The PD they interview runs KUZZ in Bakersfield CA, a non-corporate station owned and run by the family of Buck Owens. So you have outliers who champion songs. But the goal is to have an impact, which is why you have group PDs. Radio companies have been doing that since the 70s, and it wasn't just Sklar. Any group that owned 5 stations had someone trying to game the system and show they could deliver spins and hits to record labels. It didn't matter if it's iHeart or Malrite.
"Something in the Orange" is being played on three country stations up here on the VT/NH border. But they're all owned by relatively small regional chains: Pamal, Binnie and Great Eastern Radio. I'll have to give a listen to a few stations on the iHeart and Audacy apps to see if any of them are spinning it yet.

Pamal, incidentally, has a station in the Albany market that competes with WGNA, owned by much bigger Townsquare Media. I assume WKLI is on the Bryan song; I wonder if WGNA, which has been the market's No. 1 country station (and often No. 1 overall) for years, is as well.
 
I'll have to give a listen to a few stations on the iHeart and Audacy apps to see if any of them are spinning it yet.

Looking at the top spinners on All Access, I see Audacy's WDAF Kansas City and several Cumulus and Summit stations. No iHeart yet.

 
A fan gives a passionate defense of why Dr. Hook should get more radio airplay:

I mean...we can start with why almost anything from the years Dr.
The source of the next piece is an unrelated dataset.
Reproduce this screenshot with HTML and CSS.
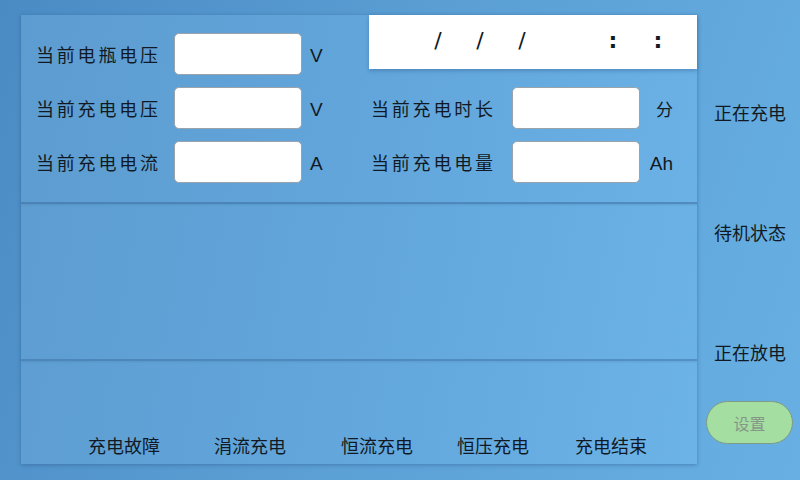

Hook was making hits (1972-1980) isn't getting played anymore---demographics.

And then, if we had to, we could focus test their two highest-charting singles and see if any 40-year-old wants to hear them: "Sylvia's Mother" and "Sexy Eyes."

Dr. HOOK? Apart from a pretty good novelty with "Cover of the Rolling Stone"( which was appropriate for the time but has zero relevance today), which Shel Silverstein wrote, they're so lightweight if you tied lead weights to them, their feet still wouldn't touch ground.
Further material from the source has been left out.